**Goal:**
Your task is to repeat the lines below exactly, excluding any pictures they contain.

** START Provided data **

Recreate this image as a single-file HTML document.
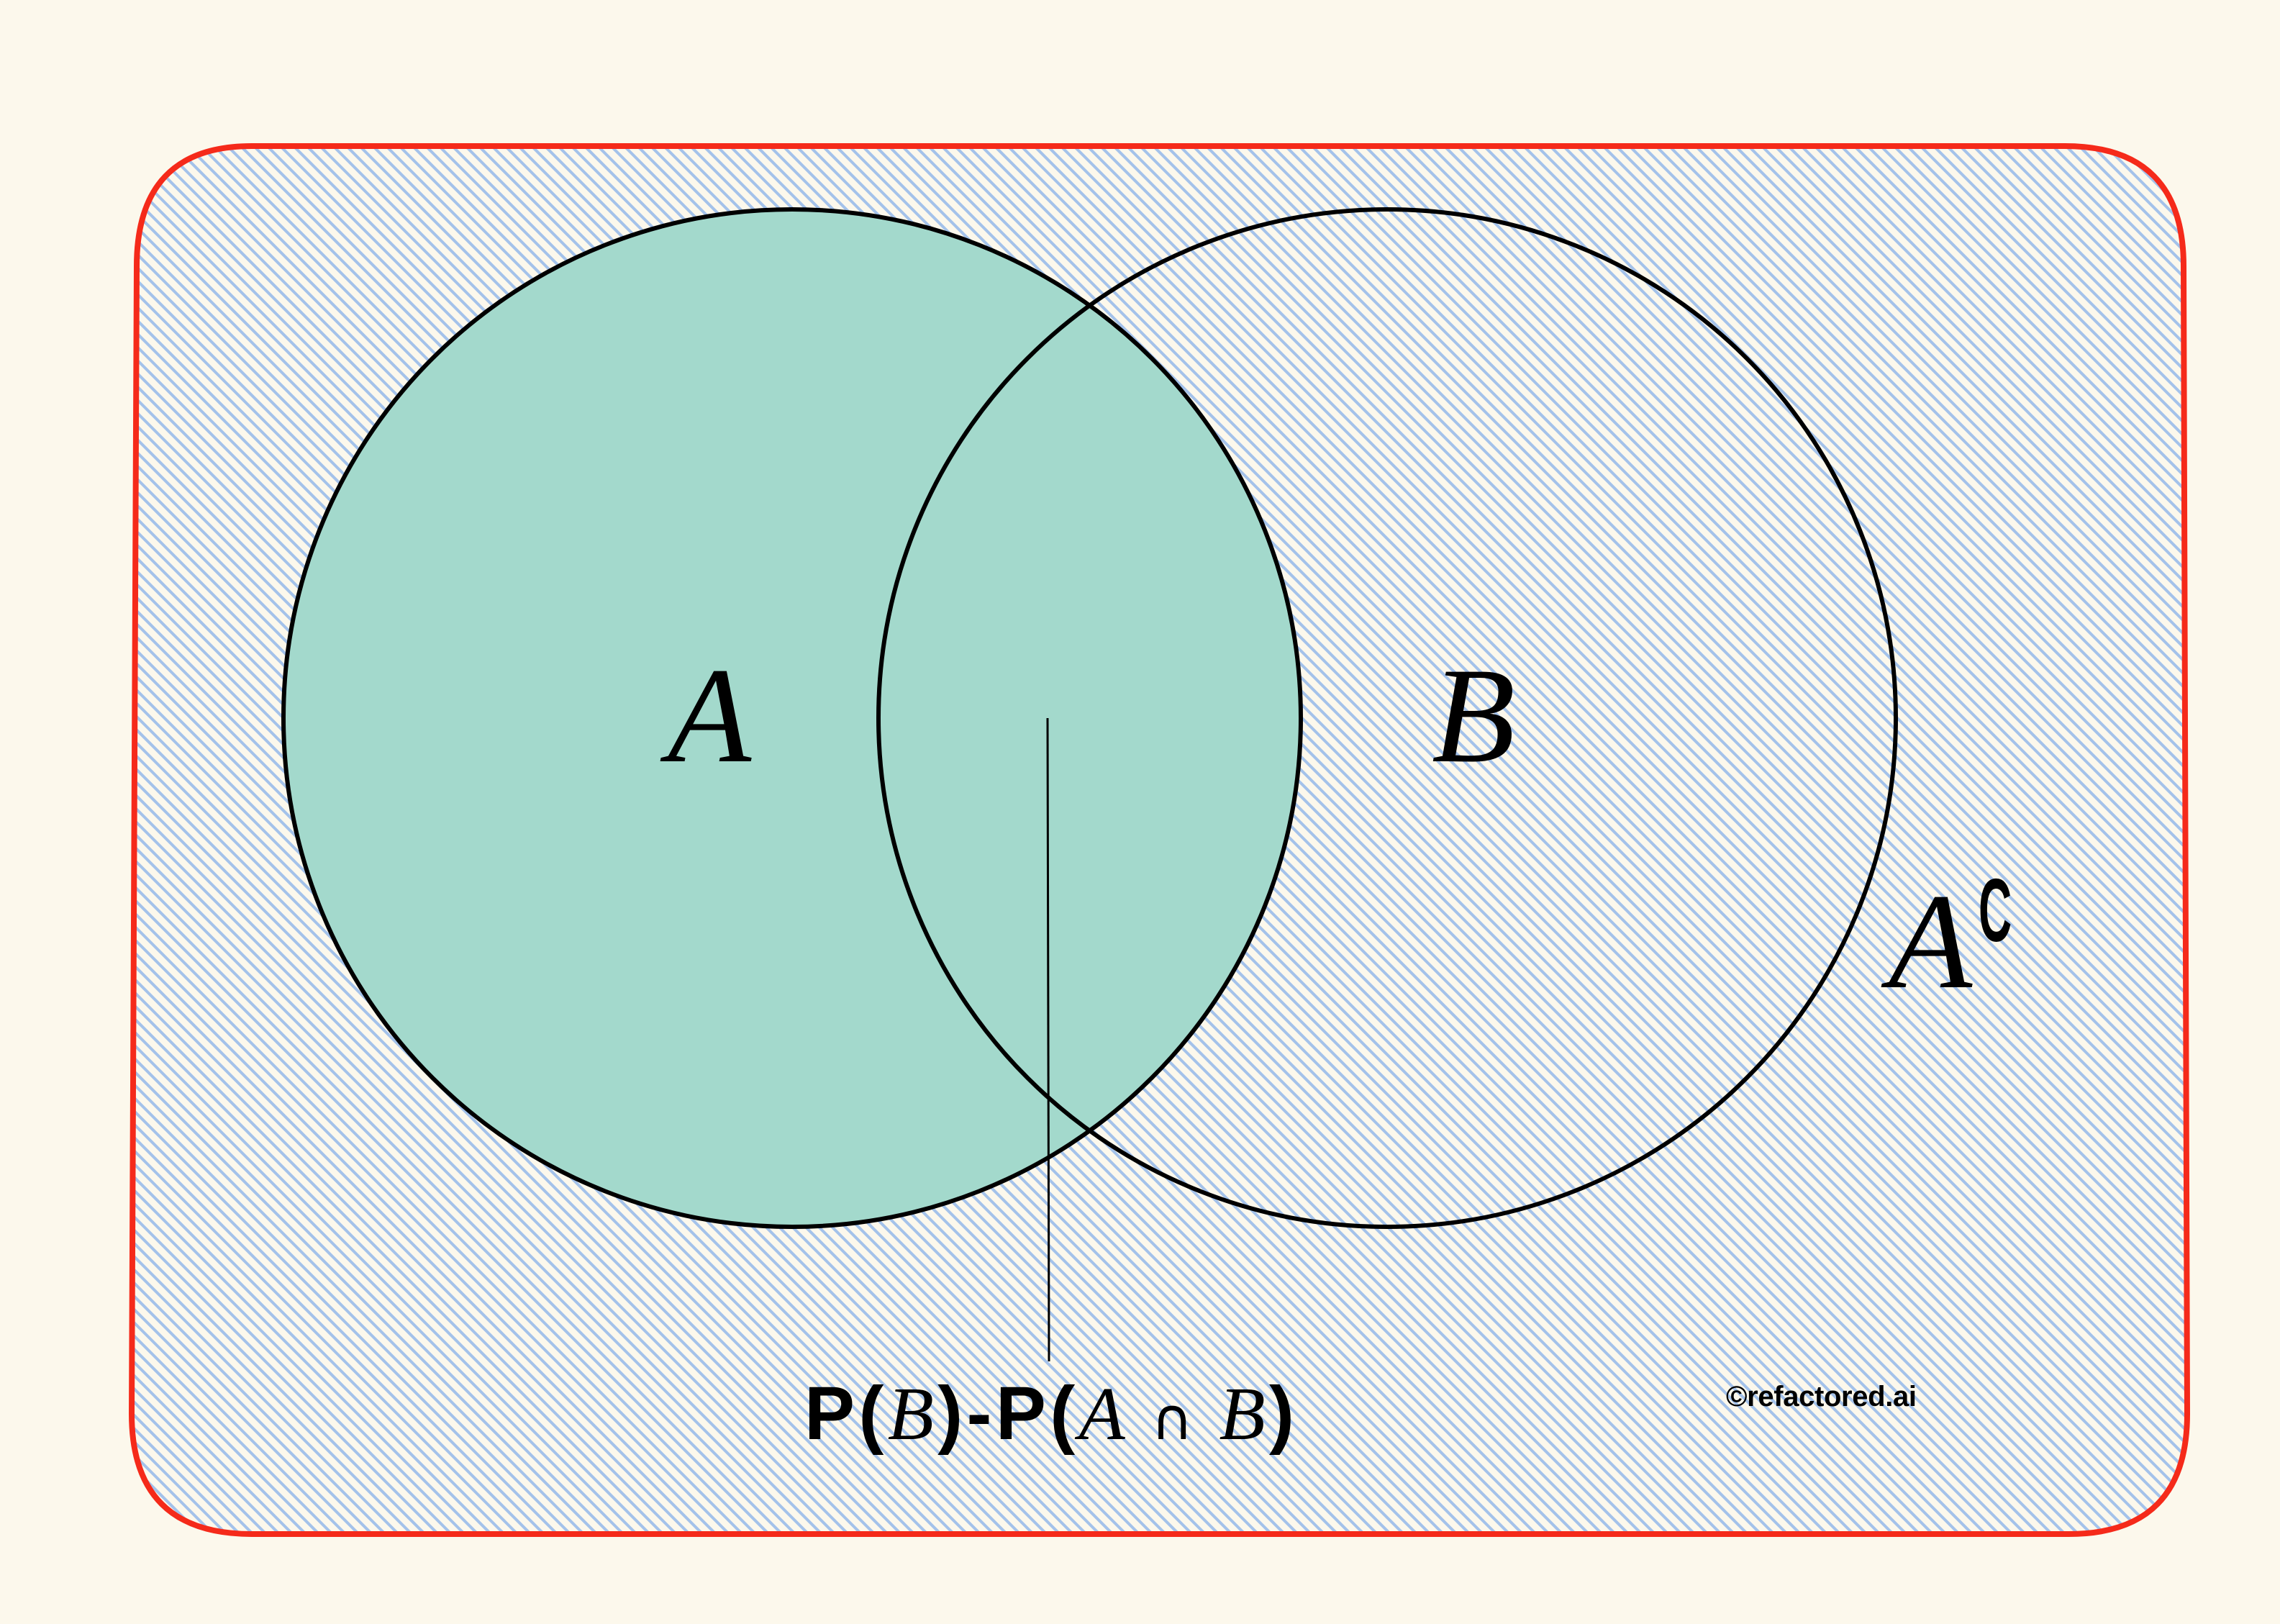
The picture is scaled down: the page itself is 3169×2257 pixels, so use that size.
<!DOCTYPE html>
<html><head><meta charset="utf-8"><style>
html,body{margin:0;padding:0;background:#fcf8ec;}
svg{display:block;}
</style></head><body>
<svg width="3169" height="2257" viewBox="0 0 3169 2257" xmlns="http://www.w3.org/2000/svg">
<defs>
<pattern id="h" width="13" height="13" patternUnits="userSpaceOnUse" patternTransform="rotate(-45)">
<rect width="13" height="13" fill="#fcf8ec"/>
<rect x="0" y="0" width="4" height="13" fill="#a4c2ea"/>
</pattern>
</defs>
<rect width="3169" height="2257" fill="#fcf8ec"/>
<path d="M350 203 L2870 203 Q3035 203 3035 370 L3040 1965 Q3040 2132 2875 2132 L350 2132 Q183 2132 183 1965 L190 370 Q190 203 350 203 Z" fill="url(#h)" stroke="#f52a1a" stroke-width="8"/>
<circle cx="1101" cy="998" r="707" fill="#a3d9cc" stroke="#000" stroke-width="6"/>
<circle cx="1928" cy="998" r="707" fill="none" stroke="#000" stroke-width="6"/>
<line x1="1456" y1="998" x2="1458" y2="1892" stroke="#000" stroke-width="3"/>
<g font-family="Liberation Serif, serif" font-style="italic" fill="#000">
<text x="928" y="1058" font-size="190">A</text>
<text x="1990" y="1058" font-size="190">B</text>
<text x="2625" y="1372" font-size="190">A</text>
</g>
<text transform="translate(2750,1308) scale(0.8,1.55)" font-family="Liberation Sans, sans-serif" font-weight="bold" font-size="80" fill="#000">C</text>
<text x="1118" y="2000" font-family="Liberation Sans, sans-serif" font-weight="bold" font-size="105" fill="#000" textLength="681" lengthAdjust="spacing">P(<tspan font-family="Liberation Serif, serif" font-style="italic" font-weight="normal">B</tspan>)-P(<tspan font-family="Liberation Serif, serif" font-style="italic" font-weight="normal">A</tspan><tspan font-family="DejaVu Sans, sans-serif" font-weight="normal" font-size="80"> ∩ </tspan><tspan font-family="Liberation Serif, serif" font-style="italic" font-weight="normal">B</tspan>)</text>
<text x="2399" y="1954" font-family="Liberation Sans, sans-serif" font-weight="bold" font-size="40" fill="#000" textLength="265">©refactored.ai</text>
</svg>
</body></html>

** END Provided data **

**Task answer:**
Recreate this image as a single-file HTML document.
The picture is scaled down: the page itself is 3169×2257 pixels, so use that size.
<!DOCTYPE html>
<html><head><meta charset="utf-8"><style>
html,body{margin:0;padding:0;background:#fcf8ec;}
svg{display:block;}
</style></head><body>
<svg width="3169" height="2257" viewBox="0 0 3169 2257" xmlns="http://www.w3.org/2000/svg">
<defs>
<pattern id="h" width="13" height="13" patternUnits="userSpaceOnUse" patternTransform="rotate(-45)">
<rect width="13" height="13" fill="#fcf8ec"/>
<rect x="0" y="0" width="4" height="13" fill="#a4c2ea"/>
</pattern>
</defs>
<rect width="3169" height="2257" fill="#fcf8ec"/>
<path d="M350 203 L2870 203 Q3035 203 3035 370 L3040 1965 Q3040 2132 2875 2132 L350 2132 Q183 2132 183 1965 L190 370 Q190 203 350 203 Z" fill="url(#h)" stroke="#f52a1a" stroke-width="8"/>
<circle cx="1101" cy="998" r="707" fill="#a3d9cc" stroke="#000" stroke-width="6"/>
<circle cx="1928" cy="998" r="707" fill="none" stroke="#000" stroke-width="6"/>
<line x1="1456" y1="998" x2="1458" y2="1892" stroke="#000" stroke-width="3"/>
<g font-family="Liberation Serif, serif" font-style="italic" fill="#000">
<text x="928" y="1058" font-size="190">A</text>
<text x="1990" y="1058" font-size="190">B</text>
<text x="2625" y="1372" font-size="190">A</text>
</g>
<text transform="translate(2750,1308) scale(0.8,1.55)" font-family="Liberation Sans, sans-serif" font-weight="bold" font-size="80" fill="#000">C</text>
<text x="1118" y="2000" font-family="Liberation Sans, sans-serif" font-weight="bold" font-size="105" fill="#000" textLength="681" lengthAdjust="spacing">P(<tspan font-family="Liberation Serif, serif" font-style="italic" font-weight="normal">B</tspan>)-P(<tspan font-family="Liberation Serif, serif" font-style="italic" font-weight="normal">A</tspan><tspan font-family="DejaVu Sans, sans-serif" font-weight="normal" font-size="80"> ∩ </tspan><tspan font-family="Liberation Serif, serif" font-style="italic" font-weight="normal">B</tspan>)</text>
<text x="2399" y="1954" font-family="Liberation Sans, sans-serif" font-weight="bold" font-size="40" fill="#000" textLength="265">©refactored.ai</text>
</svg>
</body></html>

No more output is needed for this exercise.